At 4495mm long and with a 425-litre boot, it does a job that the A4 would have once done. Prices start at £28,380 and head to £40,000 before options. 

This one is a 35 TFSI, in left-hand-drive and not quite to any definitive UK specification. It has 18in wheels, like sporty-looking S Line models, but an interior more like that of the pricier Edition 1 launch variant. 
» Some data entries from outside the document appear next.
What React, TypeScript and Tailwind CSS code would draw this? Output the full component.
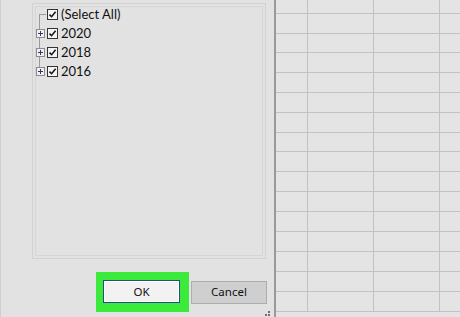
import React from "react";

const rowHeights = [14, 20, 19, 20, 20, 20, 20, 19, 20, 20, 20, 20, 20, 20, 20, 20];

function Check() {
  return (
    <span className="flex h-[11px] w-[11px] items-center justify-center border border-[#333] bg-[#f4f4f4]">
      <svg width="9" height="9" viewBox="0 0 9 9">
        <path d="M1.5 4.6 L3.6 6.7 L7.6 1.8" fill="none" stroke="#111" strokeWidth="1.5" />
      </svg>
    </span>
  );
}

function Plus() {
  return (
    <span className="flex h-[9px] w-[9px] items-center justify-center border border-[#8c8c8c] bg-[#f0f0f0]">
      <svg width="7" height="7" viewBox="0 0 7 7">
        <path d="M1 3.5 H6 M3.5 1 V6" stroke="#2b3a67" strokeWidth="1" />
      </svg>
    </span>
  );
}

function TreeRow({ label, expandable }: { label: string; expandable: boolean }) {
  return (
    <div className="relative flex h-[19px] items-center">
      <div className="flex w-[11px] justify-center">{expandable ? <Plus /> : null}</div>
      <div className="ml-[1px]"><Check /></div>
      <span
        className="ml-[3px] text-[13px] leading-none text-[#111]"
        style={{ fontFamily: 'Lato, "Noto Sans", sans-serif' }}
      >
        {label}
      </span>
    </div>
  );
}

export default function App() {
  return (
    <div
      className="flex h-[317px] w-[460px] overflow-hidden bg-[#e3e3e3]"
      style={{ fontFamily: '"Noto Sans", "Open Sans", sans-serif' }}
    >
      <div className="relative flex w-[274px] shrink-0 flex-col border-l border-[#cfcfcf] bg-[#e2e2e2]">
        <div className="ml-[31px] mt-[3px] h-[256px] w-[234px] border border-[#d2d2d2] p-[2px]">
          <div className="h-full w-full border border-[#d6d6d6]">
            <div className="relative ml-[-1px] mt-[-2px]">
              <div className="absolute left-[4px] top-[9px] h-[58px] w-px bg-[#9a9a9a]" />
              <div className="absolute left-[4px] top-[9px] h-px w-[7px] bg-[#9a9a9a]" />
              <TreeRow label="(Select All)" expandable={false} />
              <TreeRow label="2020" expandable />
              <TreeRow label="2018" expandable />
              <TreeRow label="2016" expandable />
            </div>
          </div>
        </div>
        <div className="ml-[95px] mt-[13px] flex items-center">
          <div className="flex h-[40px] w-[93px] items-start bg-[#3bea3b] pl-[7px] pt-[8px]">
            <button className="flex h-[23px] w-[77px] items-center justify-center border border-[#1f4f86] bg-[#f2f2f2] text-[11.5px] text-[#111] shadow-[inset_0_0_0_1px_#ffffff]">
              OK
            </button>
          </div>
          <button className="ml-[2px] flex h-[23px] w-[76px] items-center justify-center border border-[#adadad] bg-[#cfcfcf] text-[11.5px] text-[#111]">
            Cancel
          </button>
        </div>
        <div className="absolute bottom-[1px] right-[4px] grid grid-cols-2 gap-[1px]">
          <span className="h-[2px] w-[2px]" />
          <span className="h-[2px] w-[2px] bg-[#707070]" />
          <span className="h-[2px] w-[2px] bg-[#707070]" />
          <span className="h-[2px] w-[2px] bg-[#707070]" />
        </div>
      </div>
      <div className="flex flex-1 flex-col border-l-2 border-[#9a9a9a] bg-[#e4e4e4]">
        {rowHeights.map((h, i) => (
          <div
            key={i}
            className="flex shrink-0 border-b border-[#c2c2c2]"
            style={{ height: h }}
          >
            <div className="w-[32px] shrink-0 border-r border-[#c2c2c2]" />
            <div className="w-[66px] shrink-0 border-r border-[#c2c2c2]" />
            <div className="w-[66px] shrink-0 border-r border-[#c2c2c2]" />
            <div className="flex-1" />
          </div>
        ))}
      </div>
    </div>
  );
}
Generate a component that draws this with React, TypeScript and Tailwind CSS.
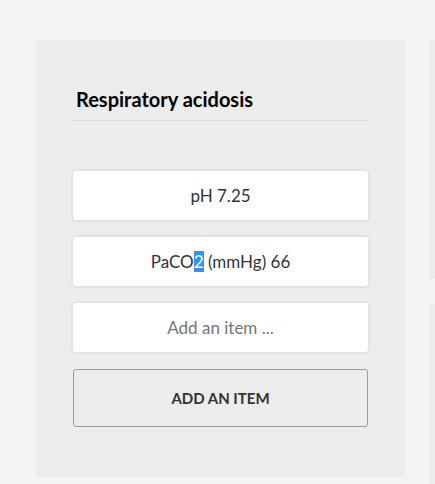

Either way, we’re looking at a price in the low-£30,000s for an A3 Saloon in this engine specification, which means a modest 147bhp output from a 1.5-litre four-cylinder turbo petrol. Equipped with a seven-speed dual-clutch automatic gearbox, as our car is, the engine also gets a 48V very-mild-hybrid stop-start system. Pick a manual and it remains conventionally powered.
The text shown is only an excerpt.